Have you noticed that during the past few years the moving picture companies have gradually acquired a sense of restraint in ballyhooing new pictures? Whether this is another manifestation of the depression is not certain, but evidence points to that October day when stocks tumbled because, immediately after that, the boys whose job it is to pep up possible cinema palace patrons became subdued.
NOW USE DISCRETION
I do not mean to even hint that the publicity getters have forgotten or cast aside their adjectives. It is simply a case of discretion. In the not so old days the press department never said a picture was anything less than colossal. Now it has descended to a mild magnificent. As a matter of fact, press departments do not whoop-it-up for a new film unless it is really believed that the picture has merit. Instead of panicking people into seeing a picture and then have them signifying their verdict with an audible raspberry the press agents now save themselves for something worthwhile.
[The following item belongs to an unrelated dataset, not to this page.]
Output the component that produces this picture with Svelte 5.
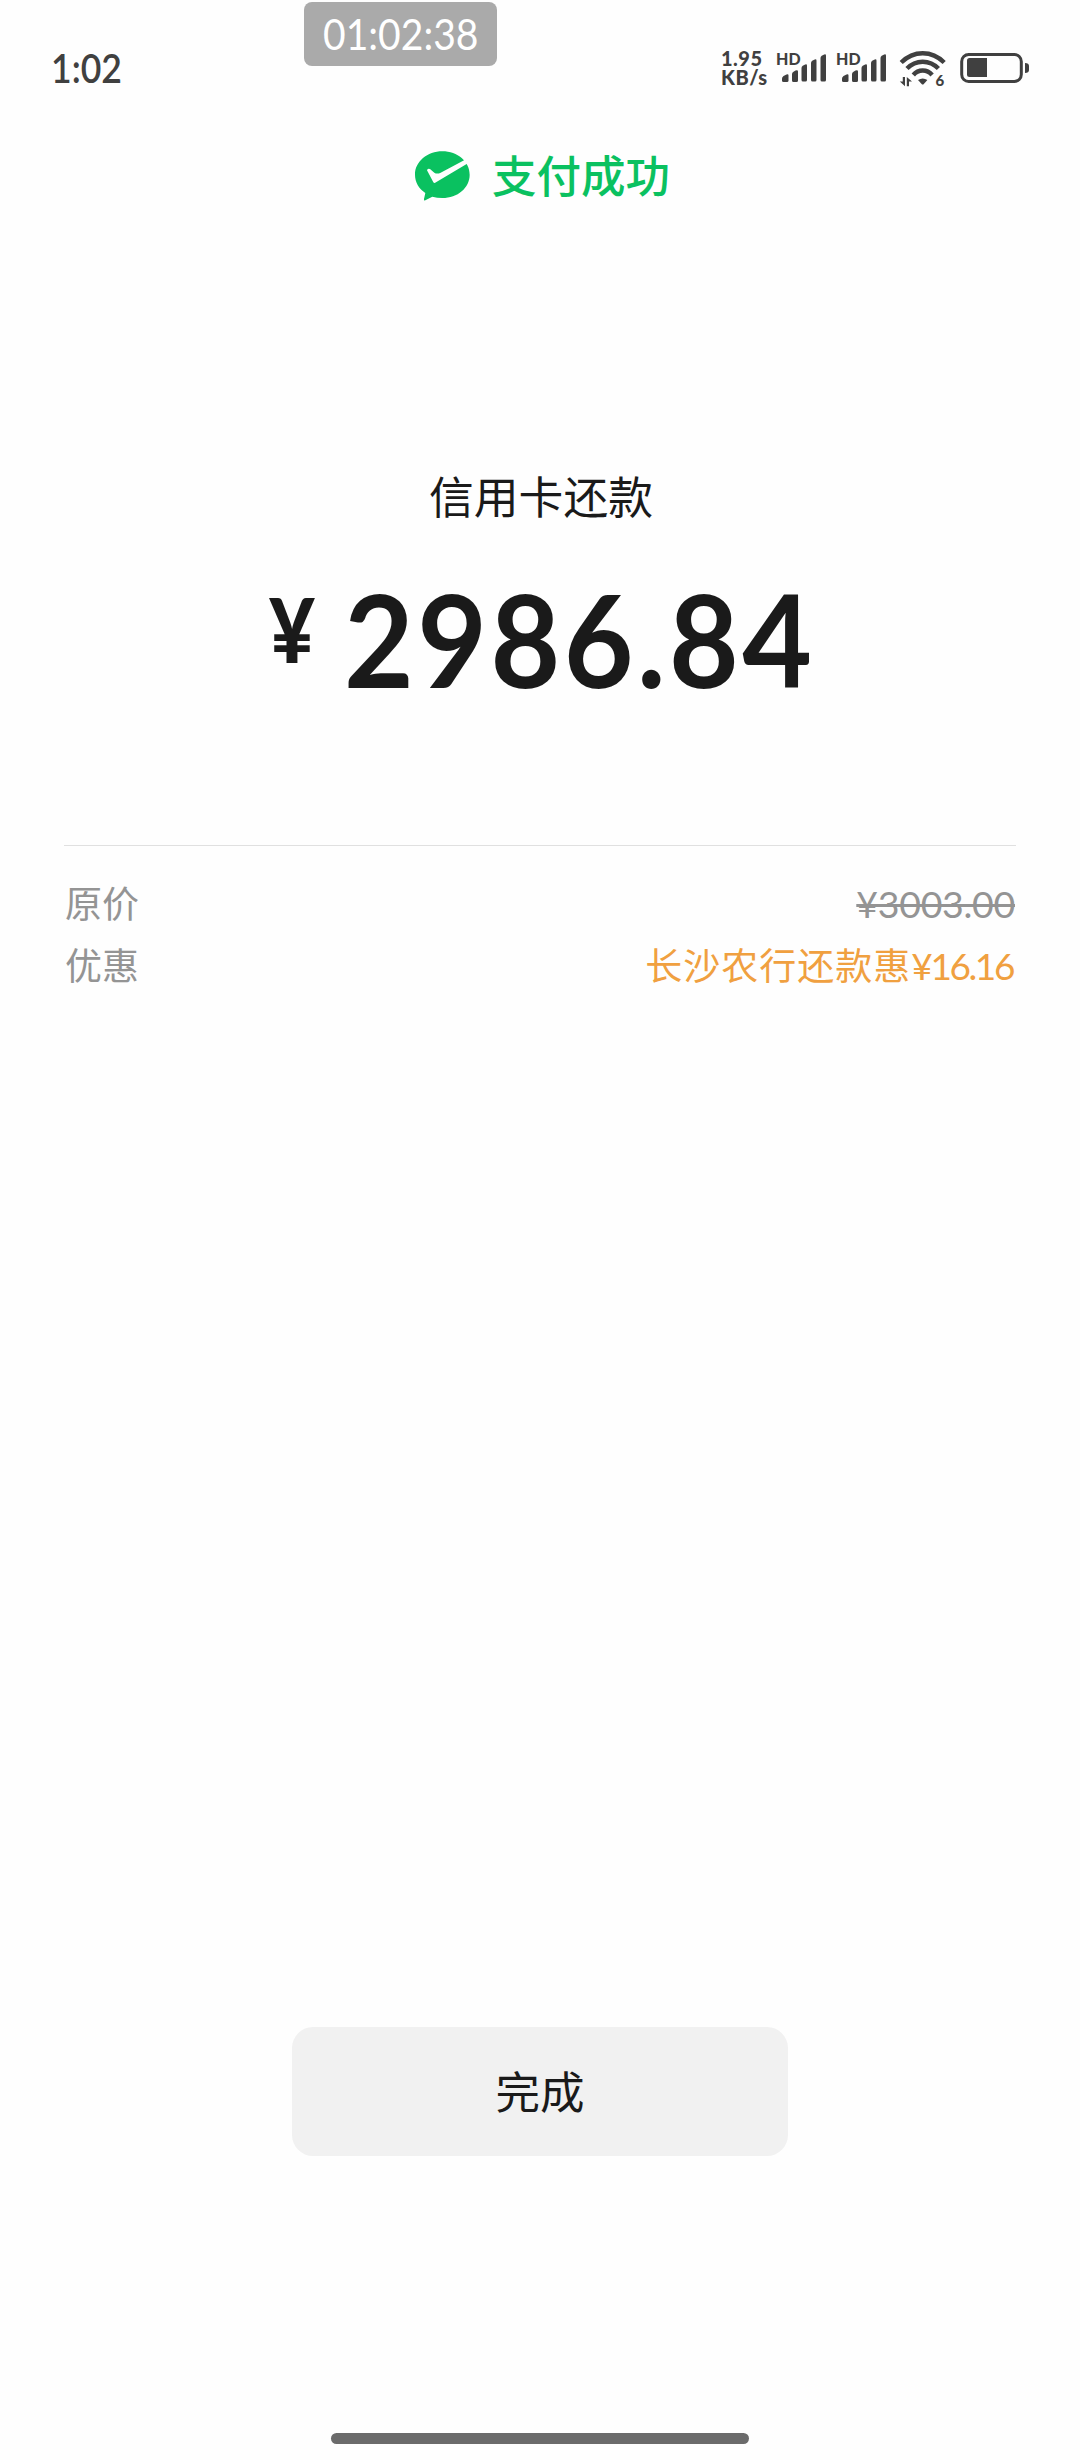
<script lang="ts">
	// Payment result screen: status bar, amount, price breakdown and the done button.
	interface Row {
		label: string;
		value: string;
		amount: string;
		kind: 'original' | 'discount';
	}

	let rows: Row[] = [
		{ label: '原价', value: '', amount: '¥3003.00', kind: 'original' },
		{ label: '优惠', value: '长沙农行还款惠', amount: '¥16.16', kind: 'discount' }
	];
	let sims = [1, 2];
</script>

<div class="screen">
	<header class="status">
		<span class="clock"><span class="fit">1:02</span></span>
		<div class="tray">
			<div class="speed">
				<span>1.95</span>
				<span>KB/s</span>
			</div>
			{#each sims as sim (sim)}
				<div class="sim">
					<span class="hd">HD</span>
					<svg class="bars" viewBox="0 0 44 28">
						<path d="M0 26v-1.500q0-1.500 1.500-2.500l3-1.500q2-1 2 1v5q0 1.500-1.500 1.500h-3.500q-1.500 0-1.500-1.500z" />
						<path d="M10 26v-6q0-1.500 1.500-2.200l2-1.200q2.500-1 2.500 1v8.900q0 1.500-1.500 1.500h-3q-1.500 0-1.500-1.500z" />
						<path d="M19.500 26v-12q0-1.500 1.200-2.200l2-1.100q2.300-1 2.300 1v14.300q0 1.500-1.500 1.500h-2.500q-1.500 0-1.500-1.500z" />
						<path d="M29 26v-17q0-1.500 1.200-2.200l2-1.100q2.300-1 2.300 1v19.300q0 1.500-1.500 1.500h-2.500q-1.500 0-1.500-1.500z" />
						<path d="M38.500 26v-22q0-1.500 1.200-2.200l2-1.100q2.300-1 2.300 1v24.300q0 1.500-1.500 1.500h-2.500q-1.500 0-1.500-1.500z" />
					</svg>
				</div>
			{/each}
			<svg class="wifi" viewBox="0 0 48 36">
				<g fill="none" stroke="#404040" stroke-width="4.400">
					<path d="M2.200 11.500Q11.500 2.200 23.700 2.200T45.200 11.500" />
					<path d="M8 17.600Q14.500 10.700 23.700 10.700T39.400 17.600" />
					<path d="M14.300 24Q18 19.500 23.700 19.500T33.100 24" />
				</g>
				<path d="M19 29q4.700-3.200 9.400 0l-3.600 4q-1.100 1-2.200 0z" />
				<path d="M3.800 26h2.200v9.200l-5.200-4.600h3zM7.800 35.200v-9.200l5.200 4.600h-3v4.600z" />
				<text x="36.600" y="35">6</text>
			</svg>
			<svg class="battery" viewBox="0 0 70 30">
				<rect x="1.700" y="1.500" width="59.600" height="27" rx="7" fill="none" stroke="#404040" stroke-width="3" />
				<path d="M9.500 5h17.500v19h-17.500q-2.500 0-2.500-2.500v-14q0-2.500 2.500-2.500z" />
				<path d="M65 10q4 0 4 3v4q0 3-4 3z" />
			</svg>
		</div>
		<span class="timer"><span class="fit">01:02:38</span></span>
	</header>

	<div class="result">
		<svg class="logo" viewBox="0 0 165 150">
			<path
				fill="#0ac160"
				d="M82 1C128 1 164 32 164 71S128 141 82 141Q66 141 52 137L31 148Q26 150 27 144L31 126C12 113 0 94 0 71C0 32 37 1 82 1z"
			/>
			<path
				fill="#fefefe"
				d="M55 94L36 58Q37 51 45 54L58 65Q66 70 77 65L150 26L160 36L63 94Q58 98 55 94z"
			/>
		</svg>
		<span class="state">支付成功</span>
	</div>

	<main>
		<h1>信用卡还款</h1>
		<div class="total">
			<span class="yen"><span class="fit">¥</span></span>
			<span class="sum"><span class="fit">2986.84</span></span>
		</div>

		<div class="details">
			{#each rows as row (row.label)}
				<div class="row">
					<span>{row.label}</span>
					<span class="value {row.kind}">{row.value}<span class="num">{row.amount}</span></span>
				</div>
			{/each}
		</div>
	</main>

	<button type="button">完成</button>
	<div class="home"></div>
</div>

<style>
	:global(body) {
		background: #fefefe;
	}
	.screen {
		display: flex;
		flex-direction: column;
		align-items: center;
		width: 1080px;
		height: 2460px;
		box-sizing: border-box;
		padding-bottom: 16px;
		background: #fefefe;
		color: #1a1a1a;
		font-family: Lato, 'Noto Sans CJK SC', sans-serif;
	}
	.fit {
		display: inline-block;
		transform-origin: left center;
		white-space: nowrap;
	}
	.status {
		position: relative;
		display: flex;
		justify-content: space-between;
		align-items: center;
		width: 100%;
		height: 136px;
		box-sizing: border-box;
		padding: 0 50px 0 51px;
		color: #404040;
	}
	.clock {
		width: 80px;
		font-size: 40px;
		font-weight: 600;
		line-height: 48px;
	}
	.clock .fit {
		transform: scaleX(0.89);
	}
	.timer {
		position: absolute;
		top: 2px;
		left: 304px;
		width: 193px;
		height: 64px;
		box-sizing: border-box;
		padding-left: 19px;
		border-radius: 8px;
		background: #aaa;
		color: #fff;
		font-size: 42px;
		line-height: 65px;
	}
	.timer .fit {
		transform: scaleX(0.93);
	}
	.tray {
		display: flex;
		align-items: center;
	}
	.tray svg {
		display: block;
		fill: #404040;
	}
	.speed {
		display: flex;
		flex-direction: column;
		width: 55px;
		font-size: 20px;
		font-weight: 900;
		letter-spacing: 0.500px;
		line-height: 19px;
	}
	.sim {
		position: relative;
		width: 60px;
		height: 30px;
	}
	.hd {
		position: absolute;
		top: -2px;
		left: 0;
		font-size: 16px;
		font-weight: 900;
		line-height: 16px;
	}
	.sim .bars {
		width: 44px;
		height: 28px;
		margin: 1px 0 0 6px;
	}
	.wifi {
		width: 48px;
		height: 36px;
		margin: 2px 13px 0 3px;
		overflow: visible;
		font-size: 15px;
		font-weight: 900;
	}
	.battery {
		width: 70px;
		height: 30px;
	}
	.result {
		display: flex;
		align-items: center;
		gap: 22px;
		height: 80px;
		padding-left: 5px;
		color: #0ac160;
		font-size: 44.500px;
		font-weight: 500;
	}
	.state {
		padding-bottom: 6px;
	}
	.logo {
		width: 55px;
		height: 50px;
	}
	main {
		display: flex;
		flex-direction: column;
		align-items: center;
		width: 952px;
		flex: 1;
	}
	h1 {
		margin: 249px 0 0;
		padding-left: 2px;
		font-size: 44.800px;
		font-weight: 400;
		line-height: 64px;
	}
	.total {
		display: flex;
		align-items: flex-start;
		width: 542px;
		height: 160px;
		margin: 45px 0 0;
		font-weight: 700;
	}
	.yen {
		flex: none;
		width: 75px;
		font-size: 90px;
		font-weight: 900;
		line-height: 108px;
	}
	.yen .fit {
		transform: scaleX(0.88);
	}
	.sum {
		font-size: 128px;
		letter-spacing: 3.700px;
		line-height: 130px;
	}
	.sum .fit {
		transform: scaleX(0.94);
	}
	.details {
		width: 100%;
		margin-top: 111px;
		padding-top: 27px;
		border-top: 1px solid #e0e0e0;
	}
	.row {
		display: flex;
		justify-content: space-between;
		height: 62px;
		padding: 0 1px 0 1px;
		color: #949494;
		font-size: 37px;
		line-height: 62px;
	}
	.num {
		font-kerning: none;
	}
	.original {
		text-decoration: line-through;
	}
	.original .num {
		font-size: 37.500px;
		letter-spacing: -0.300px;
	}
	.discount {
		margin-right: 2px;
		color: #f0a040;
		letter-spacing: 1px;
	}
	.discount .num {
		font-size: 37px;
		letter-spacing: -2.400px;
	}
	button {
		width: 496px;
		height: 129px;
		margin-bottom: 277px;
		padding: 0 0 4px;
		border: 0;
		border-radius: 21px;
		background: #f1f1f1;
		color: #1a1a1a;
		font: 400 44.500px 'Noto Sans CJK SC', sans-serif;
	}
	.home {
		width: 418px;
		height: 11px;
		border-radius: 6px;
		background: #6b6b6b;
	}
</style>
As a result picture fans are now inclined to put some faith in advertising and publicity. "Cavalcade," "Henry VIII," "Catherine The Great," "House of Rothschild" "Viva Villa," were all introduced with the loud beating of drums and each picture justified the noise. "Eskimo" although pushed hard didn’t go over, but that was because of its subject matter; the picture itself was a fine and honest artistic effort. The producers were exuberant over "Nana" but there the company was introducing a new star and even at that it was not really a bad picture. The one over-praised picture of the season was "Alice In Wonderland" which after all, isn’t such a bad record!
COMPOSITE DIRECTOR
No one can say that directors, the fellows who are responsible for the final version of a film, have not had their share of publicity. Fox sends out an interesting item about these gentlemen. According to the press department of that company the following is a composite view of the average Hollywood director:
"An American, five feet eleven, weighing 174 pounds, brown hair, blue eyes, about 41 years of age, may be wearing glasses. He is a sports enthusiast, a good golfer, an omnivorous reader, a regular attendant at football games, and a good story-teller. He is sympathetic, and slow-spoken, and a good deal of a diplomat. And he bears no resemblance whatever to the movie director of fiction for he never wears boots and riding pants. He has spent some 14 years in the picture industry, and has directed something like 42 productions during that time, nearly half of them talkies. Probably he is under contract to a major studio, for which he has made about 14 of his 42 films.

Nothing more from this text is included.